I got my Police Clearance certified by the SAPS and the lady at VFS said you dont have to hand in the original , i suspect that could be the issue


----------



## Jack14 (Oct 26, 2014)

DumisaniBYO said:


> HI All
> 
> Please Legal Man or Tony can anyone please advise
> 
> ...


Hi Dumisani

DHA must have received written confirmation from your Embassy that your Police clearance certificate is fake 

DHA do rigorous check when it comes to Permanent residence, you were able to get a critical skill visa with the same PCC because it was not verified 

Regards


----------



## DumisaniBYO (Sep 12, 2014)

@ Jack 14 I see where you are coming from but i personally applied for this in Harare myself


----------



## Jack14 (Oct 26, 2014)

DumisaniBYO said:


> @ Jack 14 I see where you are coming from but i personally applied for this in Harare myself


Maybe it was not recorded on the system there in Harare due to Human error 

Be rest assured DHA acted based on the Information they received from your Embassy 

To avoid a repeat, I suggest you go to the embassy and get a letter of Authentication 

Regards


----------



## joe117 (Sep 10, 2012)

Hi Dumisani,

I think it is better to go and get the Police clearance authenticated by the Zim embassy or else there is no point in resubmitting the PCC, whether you have got a new one or not.
Even if the embassy takes some time to do this, I think the wait may be worth it, instead of you getting yet another rejection and paying more appeal fees to Home Affairs and VFS.


----------



## DumisaniBYO (Sep 12, 2014)

Hi Joe & Jack 14

Thanks for the advise will send it to the embassy , I spoke to a lady at DHA who advise that i can either get a letter from the embassy or send my current police clearance which is still valid 
I suspect it could be a human error an the ZSP side.

Will see what comes first but thanks again


----------



## kingpiemain (Apr 5, 2016)

DumisaniBYO said:


> Hi Joe & Jack 14
> 
> Thanks for the advise will send it to the embassy , I spoke to a lady at DHA who advise that i can either get a letter from the embassy or send my current police clearance which is still valid
> I suspect it could be a human error an the ZSP side.
> ...



Any feedback on this.

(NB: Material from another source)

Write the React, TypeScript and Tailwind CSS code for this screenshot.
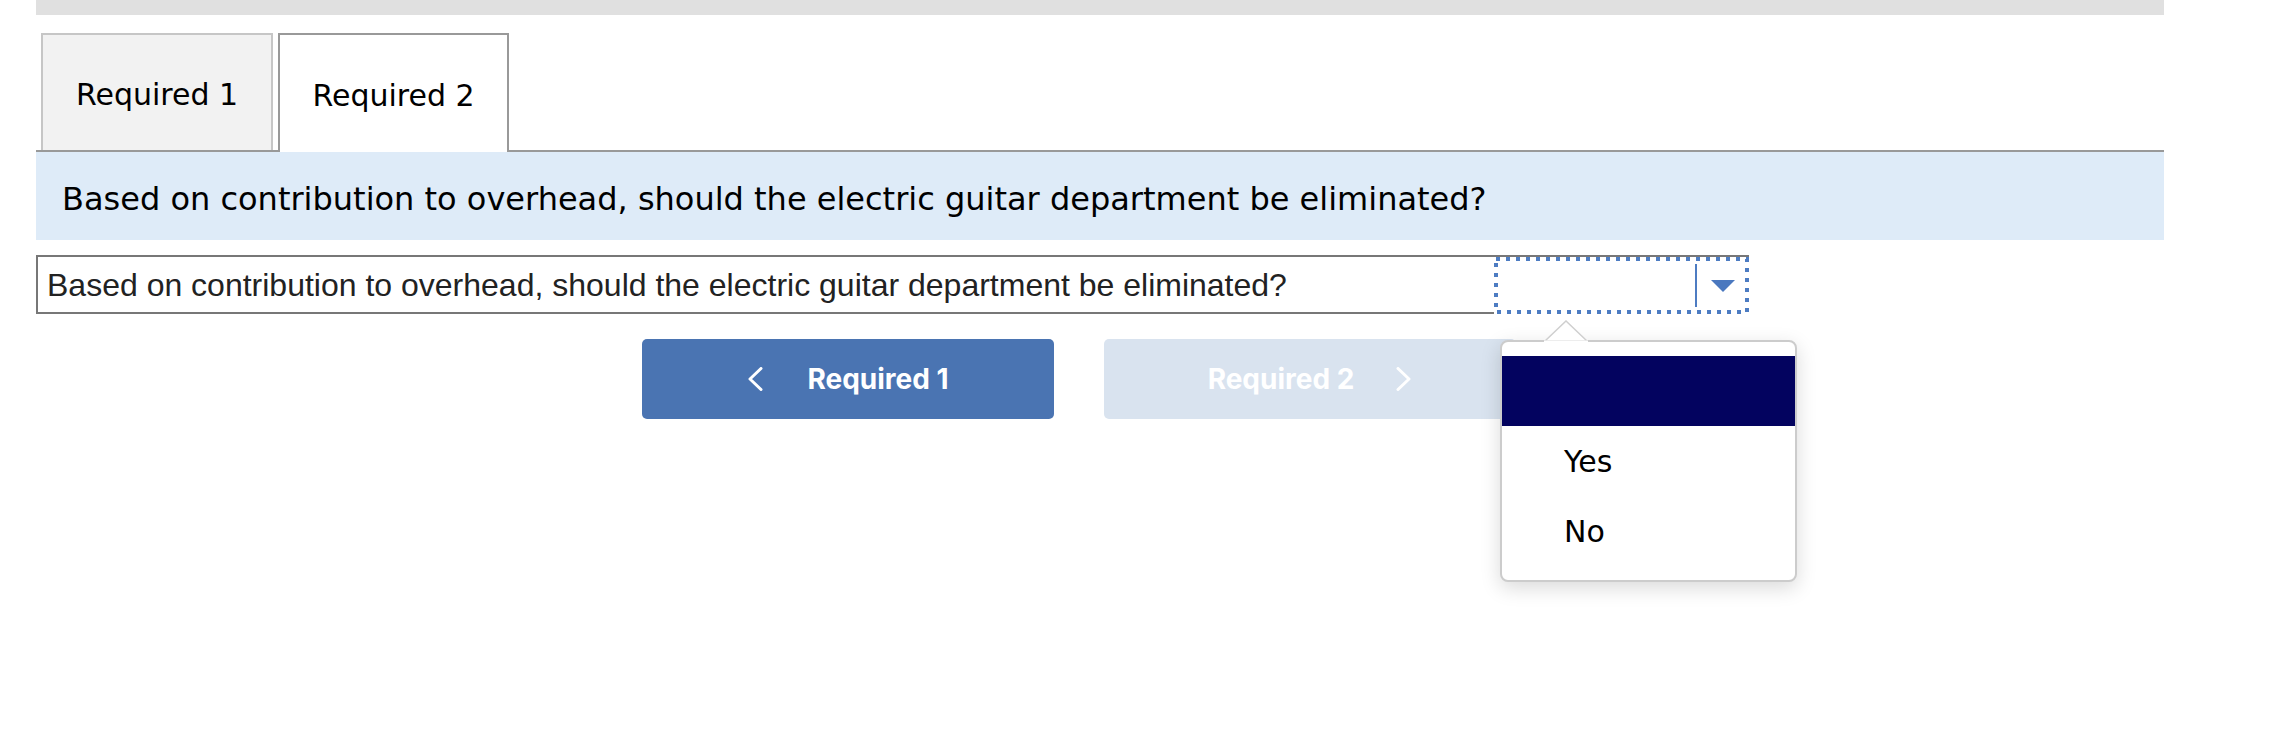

Did you manage to appeals or the reject application and what was the outcome.


----------



## nocturnalgazelle (Aug 3, 2016)

Dumisani what was your appeal response because I just got mine as well and about to appeal


----------



## denushka (Apr 22, 2015)

I also had a PR rejection but due to employer not being contactable which is nonsense, submitted a letter reconfirming permanent employment and full contact details of my employer gain, this was on 23rd may 2016 and no feedback yet, have started emailing all the DHA contacts i found here on the forum daily to try and see if that spurs any action, good luck!


----------



## nocturnalgazelle (Aug 3, 2016)

This is bad so it takes longer than the 90 days mentioned on the letter


----------



## denushka (Apr 22, 2015)

every story is different, i submitted through an immigration lawyer and they told me that they had one PR application that was granted within 4 months but a lot of PR applications were rejected, my advice is get hold of Legalman and their company, as they are the friendliest and most informative immigration lawyers and see what options you have rather than sit and wait


----------



## DumisaniBYO (Sep 12, 2014)

DumisaniBYO said:


> Hi Joe & Jack 14
> 
> Thanks for the advise will send it to the embassy , I spoke to a lady at DHA who advise that i can either get a letter from the embassy or send my current police clearance which is still valid
> I suspect it could be a human error an the ZSP side.
> ...


Update guys my appeal was finally approved after 14months . VFS incorrectly advise me to submit a certified copy on my zim police clearance instead on an original.


----------



## kingpiemain (Apr 5, 2016)

*Dumi*

which documents did you submitted for your appeal. did you a letter from Zimbabwe police clearance department stating that your police clearance was original


----------



## DumisaniBYO (Sep 12, 2014)

kingpiemain said:


> which documents did you submitted for your appeal. did you a letter from Zimbabwe police clearance department stating that your police clearance was original


All the same documents for a prp application and the Original police clearance , I attempted to get this Letter ZRP told me it was now invalid because of 6months. So just sent in a new police clearance with the old original police clearance .


----------



## ImigrantBC (Jul 15, 2016)

First CSV application 5 July 2016
Rejected 18 July 2016 CSV Letter of Skills Confirmation missing
Appeal 26 July 2016 Registered and sent proof
Rejected 18 August 2016 
Appealed 26 August 2016 Got membership certificate and confirmation through Immigration Agents
Approved 14 October 2016


----------



## DumisaniBYO (Sep 12, 2014)

ID application 28/10 
ID received 07/12
all the best , my journey ends here for now thank God!!!


----------



## Ebenezar1 (Jun 30, 2016)

Congratulations on your ID. I applied for mine on 1 Dec hopefully it also takes 6 weeks.


----------



## Princesskreationz (Jan 30, 2017)

Ebenezar1 said:


> Congratulations on your ID. I applied for mine on 1 Dec hopefully it also takes 6 weeks.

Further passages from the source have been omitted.